● EXERCISE AIM
Find the lines holding the word "React" and collect them.

● DATA BLOCK
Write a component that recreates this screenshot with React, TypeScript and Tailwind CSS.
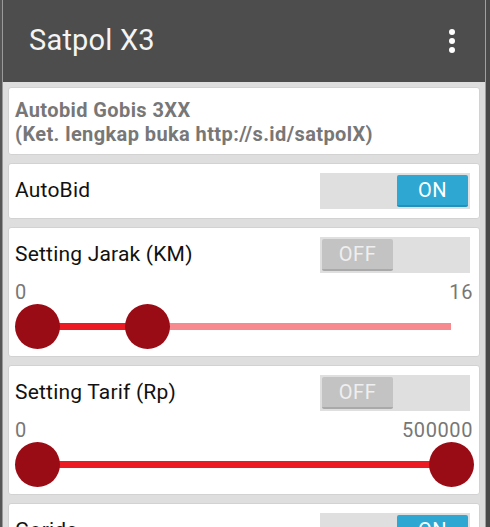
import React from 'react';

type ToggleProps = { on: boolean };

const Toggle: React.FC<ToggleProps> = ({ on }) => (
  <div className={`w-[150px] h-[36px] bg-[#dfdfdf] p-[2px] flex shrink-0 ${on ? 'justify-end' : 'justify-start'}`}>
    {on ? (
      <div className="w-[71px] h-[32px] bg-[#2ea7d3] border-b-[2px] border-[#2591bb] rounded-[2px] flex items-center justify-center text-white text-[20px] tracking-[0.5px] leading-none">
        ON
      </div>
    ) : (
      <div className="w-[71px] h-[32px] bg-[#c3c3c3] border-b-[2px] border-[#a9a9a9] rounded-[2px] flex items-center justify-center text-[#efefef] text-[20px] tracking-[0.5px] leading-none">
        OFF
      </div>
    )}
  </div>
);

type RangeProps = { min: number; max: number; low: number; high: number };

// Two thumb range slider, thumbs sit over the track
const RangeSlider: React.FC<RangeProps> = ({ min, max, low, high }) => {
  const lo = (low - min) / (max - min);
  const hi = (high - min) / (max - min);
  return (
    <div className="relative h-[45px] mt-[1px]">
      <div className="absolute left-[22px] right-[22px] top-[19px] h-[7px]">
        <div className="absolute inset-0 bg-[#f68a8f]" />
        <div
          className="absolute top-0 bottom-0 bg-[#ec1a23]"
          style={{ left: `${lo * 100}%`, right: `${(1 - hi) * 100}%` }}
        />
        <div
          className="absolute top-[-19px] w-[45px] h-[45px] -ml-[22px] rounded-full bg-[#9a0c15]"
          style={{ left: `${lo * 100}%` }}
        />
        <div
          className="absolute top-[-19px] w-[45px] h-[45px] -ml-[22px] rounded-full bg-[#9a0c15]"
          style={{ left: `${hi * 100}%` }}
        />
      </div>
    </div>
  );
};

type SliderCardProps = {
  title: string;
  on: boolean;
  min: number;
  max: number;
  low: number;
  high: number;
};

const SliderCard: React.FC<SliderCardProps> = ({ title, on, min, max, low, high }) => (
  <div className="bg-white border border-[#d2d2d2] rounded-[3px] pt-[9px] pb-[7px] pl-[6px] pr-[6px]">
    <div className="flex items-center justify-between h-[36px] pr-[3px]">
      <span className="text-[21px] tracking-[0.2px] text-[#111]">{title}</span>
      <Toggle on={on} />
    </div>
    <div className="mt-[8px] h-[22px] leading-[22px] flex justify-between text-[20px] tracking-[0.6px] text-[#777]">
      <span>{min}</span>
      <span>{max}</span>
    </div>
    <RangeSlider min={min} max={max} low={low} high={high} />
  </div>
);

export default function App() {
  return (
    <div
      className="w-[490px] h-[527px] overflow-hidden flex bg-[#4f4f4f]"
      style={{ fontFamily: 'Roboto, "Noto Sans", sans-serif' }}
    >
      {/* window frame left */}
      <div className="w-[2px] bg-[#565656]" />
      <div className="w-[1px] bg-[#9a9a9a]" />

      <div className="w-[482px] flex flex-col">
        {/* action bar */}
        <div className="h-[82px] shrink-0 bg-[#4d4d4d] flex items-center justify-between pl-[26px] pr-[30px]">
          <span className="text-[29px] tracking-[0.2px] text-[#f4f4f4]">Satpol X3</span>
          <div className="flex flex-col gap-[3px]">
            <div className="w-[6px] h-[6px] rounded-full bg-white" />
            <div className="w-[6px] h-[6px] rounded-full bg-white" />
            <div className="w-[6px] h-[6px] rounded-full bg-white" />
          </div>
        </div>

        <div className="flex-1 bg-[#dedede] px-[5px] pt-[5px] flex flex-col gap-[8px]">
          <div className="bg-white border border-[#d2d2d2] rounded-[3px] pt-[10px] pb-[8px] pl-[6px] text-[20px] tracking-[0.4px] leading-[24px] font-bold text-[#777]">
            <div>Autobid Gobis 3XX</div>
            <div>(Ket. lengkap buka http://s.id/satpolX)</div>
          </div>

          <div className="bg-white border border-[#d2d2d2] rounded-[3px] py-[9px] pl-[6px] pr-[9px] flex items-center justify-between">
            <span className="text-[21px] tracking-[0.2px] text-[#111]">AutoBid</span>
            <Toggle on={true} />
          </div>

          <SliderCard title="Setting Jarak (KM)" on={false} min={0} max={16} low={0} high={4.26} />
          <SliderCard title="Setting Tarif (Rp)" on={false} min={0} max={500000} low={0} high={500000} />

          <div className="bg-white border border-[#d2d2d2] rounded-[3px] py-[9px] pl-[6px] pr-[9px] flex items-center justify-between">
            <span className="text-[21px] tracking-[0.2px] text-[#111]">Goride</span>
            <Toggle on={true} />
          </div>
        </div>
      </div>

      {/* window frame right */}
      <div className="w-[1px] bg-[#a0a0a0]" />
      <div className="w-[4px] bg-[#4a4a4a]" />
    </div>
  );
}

● EXPECTED ANSWER
Write a component that recreates this screenshot with React, TypeScript and Tailwind CSS.
import React from 'react';
const Toggle: React.FC<ToggleProps> = ({ on }) => (
const RangeSlider: React.FC<RangeProps> = ({ min, max, low, high }) => {
const SliderCard: React.FC<SliderCardProps> = ({ title, on, min, max, low, high }) => (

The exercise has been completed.